Hudson's movements after leaving the Queen's court in late 1644 are unknown. Within months he was unlucky enough to be on a ship captured by the Barbary pirates. The Muslim corsairs raided the coasts and shipping of western Europe for plunder and slaves well into the 18th century. As was common with European captives, Hudson was taken to North Africa as a slave, where he spent perhaps his next 25 years labouring. The date and circumstances of his rescue or redemption are not known but it was in the 1660s that several missions were sent from England to Algeria and Tunis to ransom English captives, and his first documented presence back in England was in 1669.
The few contemporary records of Hudson's years between 1669 and his death in 1682 consist of a few receipts for grants of money from the Duke of Buckingham and the new King. He did not return to the Queen's court, even after the royal Restoration in 1660 and her return at the invitation of her son, Charles II.

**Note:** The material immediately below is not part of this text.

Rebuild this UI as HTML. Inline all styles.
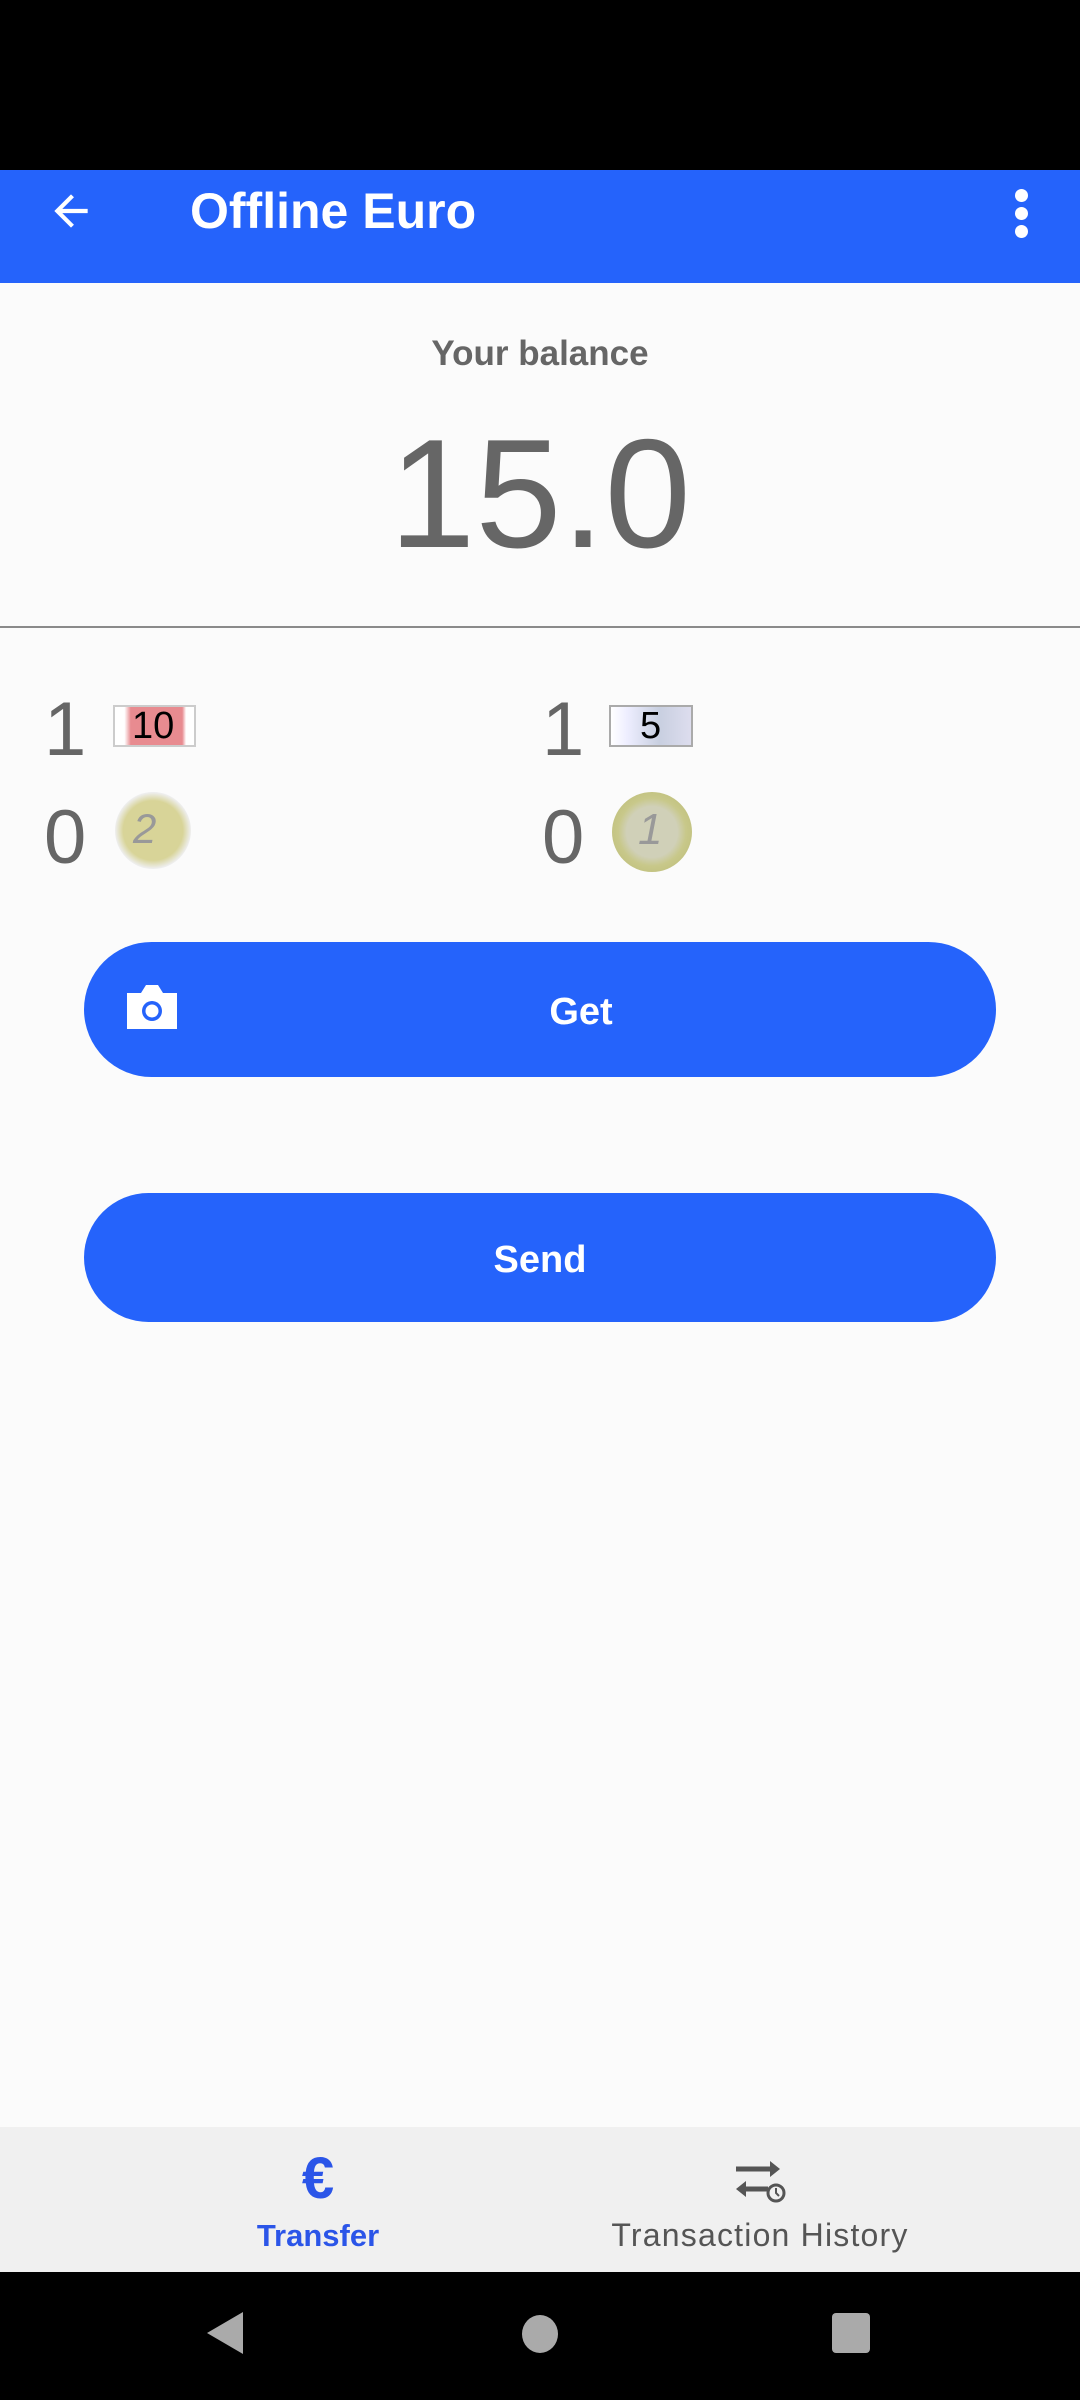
<!DOCTYPE html>
<html><head><meta charset="utf-8"><style>
*{margin:0;padding:0;box-sizing:border-box}
body{width:1080px;height:2400px;background:#fbfbfb;position:relative;overflow:hidden;font-family:"Liberation Sans",sans-serif}
.abs{position:absolute}
.blue{background:#2563fb}
.t{white-space:nowrap;line-height:1}
</style></head><body>
<div class="abs" style="left:0;top:0;width:1080px;height:170px;background:#000"></div>
<div class="abs blue" style="left:0;top:170px;width:1080px;height:113px"></div>
<svg class="abs" style="left:46px;top:186px" width="50" height="50" viewBox="0 0 24 24"><path d="M20 11H7.83l5.59-5.59L12 4l-8 8 8 8 1.41-1.41L7.83 13H20v-2z" fill="#fff"/></svg>
<div class="abs t" style="left:190px;top:186px;font-size:50px;color:#fff;font-weight:bold">Offline Euro</div>
<div class="abs" style="left:1015px;top:189px;width:13px;height:13px;border-radius:50%;background:#fff"></div>
<div class="abs" style="left:1015px;top:207px;width:13px;height:13px;border-radius:50%;background:#fff"></div>
<div class="abs" style="left:1015px;top:225px;width:13px;height:13px;border-radius:50%;background:#fff"></div>

<div class="abs t" style="left:0;width:1080px;text-align:center;top:336px;font-size:35px;font-weight:bold;color:#666">Your balance</div>
<div class="abs t" style="left:0;width:1080px;text-align:center;top:416px;font-size:155px;color:#666">15.0</div>
<div class="abs" style="left:0;top:626px;width:1080px;height:2px;background:#8a8a8a"></div>

<div class="abs t" style="left:44px;top:692px;font-size:76px;color:#666">1</div>
<div class="abs" style="left:113px;top:705px;width:83px;height:42px;background:linear-gradient(90deg,#fff 0,#fff 12%,#e88b90 20%,#e88b90 85%,#fff 90%);border:2px solid #ccc"></div>
<div class="abs t" style="left:132px;top:707px;font-size:38px;color:#000">10</div>
<div class="abs t" style="left:542px;top:692px;font-size:76px;color:#666">1</div>
<div class="abs" style="left:609px;top:705px;width:84px;height:42px;background:linear-gradient(90deg,#fff 0,#eef 20%,#c8cfe0 60%,#dde 100%);border:2px solid #aaa"></div>
<div class="abs t" style="left:640px;top:707px;font-size:38px;color:#000">5</div>

<div class="abs t" style="left:44px;top:800px;font-size:76px;color:#666">0</div>
<div class="abs" style="left:115px;top:792px;width:76px;height:77px;border-radius:50%;background:radial-gradient(circle,#d8d498 0,#d8d498 55%,#eee 70%,#ddd 100%)"></div>
<div class="abs t" style="left:133px;top:808px;font-size:42px;color:#999;font-style:italic">2</div>
<div class="abs t" style="left:542px;top:800px;font-size:76px;color:#666">0</div>
<div class="abs" style="left:612px;top:792px;width:80px;height:80px;border-radius:50%;background:radial-gradient(circle,#d0d0b8 0,#d0d0b8 45%,#c8c88a 60%,#b8b870 100%)"></div>
<div class="abs t" style="left:638px;top:808px;font-size:44px;color:#999;font-style:italic">1</div>

<div class="abs blue" style="left:84px;top:942px;width:912px;height:135px;border-radius:68px"></div>
<svg class="abs" style="left:125px;top:983px" width="54" height="48" viewBox="0 0 54 48"><path d="M2 10h14l5-8h12l5 8h14v36H2z" fill="#fff"/><circle cx="27" cy="28" r="10" fill="#2563fb"/><circle cx="27" cy="28" r="6.5" fill="#fff"/></svg>
<div class="abs t" style="left:481px;width:200px;text-align:center;top:993px;font-size:38px;color:#fff;font-weight:bold">Get</div>
<div class="abs blue" style="left:84px;top:1193px;width:912px;height:129px;border-radius:65px"></div>
<div class="abs t" style="left:440px;width:200px;text-align:center;top:1241px;font-size:38px;color:#fff;font-weight:bold">Send</div>

<div class="abs" style="left:0;top:2127px;width:1080px;height:145px;background:#f0f0f0"></div>
<div class="abs t" style="left:268px;width:100px;text-align:center;top:2150px;font-size:58px;color:#2b55e8;font-weight:bold">€</div>
<div class="abs t" style="left:218px;width:200px;text-align:center;top:2220px;font-size:31px;color:#2b55e8;font-weight:bold">Transfer</div>
<svg class="abs" style="left:732px;top:2157px" width="56" height="48" viewBox="0 0 56 48"><path d="M4 12h36" stroke="#555" stroke-width="5"/><path d="M38 4l10 8-10 8z" fill="#555"/><path d="M12 32h24" stroke="#555" stroke-width="5"/><path d="M14 24l-10 8 10 8z" fill="#555"/><circle cx="44" cy="36" r="8" fill="#f0f0f0" stroke="#555" stroke-width="3"/><path d="M44 31v5l3 3" stroke="#555" stroke-width="2" fill="none"/></svg>
<div class="abs t" style="left:560px;width:400px;text-align:center;top:2219px;font-size:32px;letter-spacing:1.2px;color:#555">Transaction History</div>

<div class="abs" style="left:0;top:2272px;width:1080px;height:128px;background:#000"></div>
<svg class="abs" style="left:205px;top:2312px" width="40" height="42"><path d="M38 0v42L2 21z" fill="#aaa"/></svg>
<div class="abs" style="left:522px;top:2315px;width:36px;height:38px;border-radius:50%;background:#aaa"></div>
<div class="abs" style="left:832px;top:2313px;width:38px;height:40px;border-radius:4px;background:#aaa"></div>
</body></html>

Jeffrey Hudson lived in Oakham for several years, where he was interviewed and a short record of his life made, by an antiquarian named James Wright. In 1676 Hudson returned to London, perhaps to seek a pension from the royal court. He had the misfortune of arriving at a time of turbulent anti-Catholic activity and was imprisoned "for a considerable time" at the Gatehouse prison. Being a "Roman Catholick" was his only recorded offence, but he was not released until 1680. He died about two years later on an unknown date, in unknown circumstances, and was buried in an unknown grave.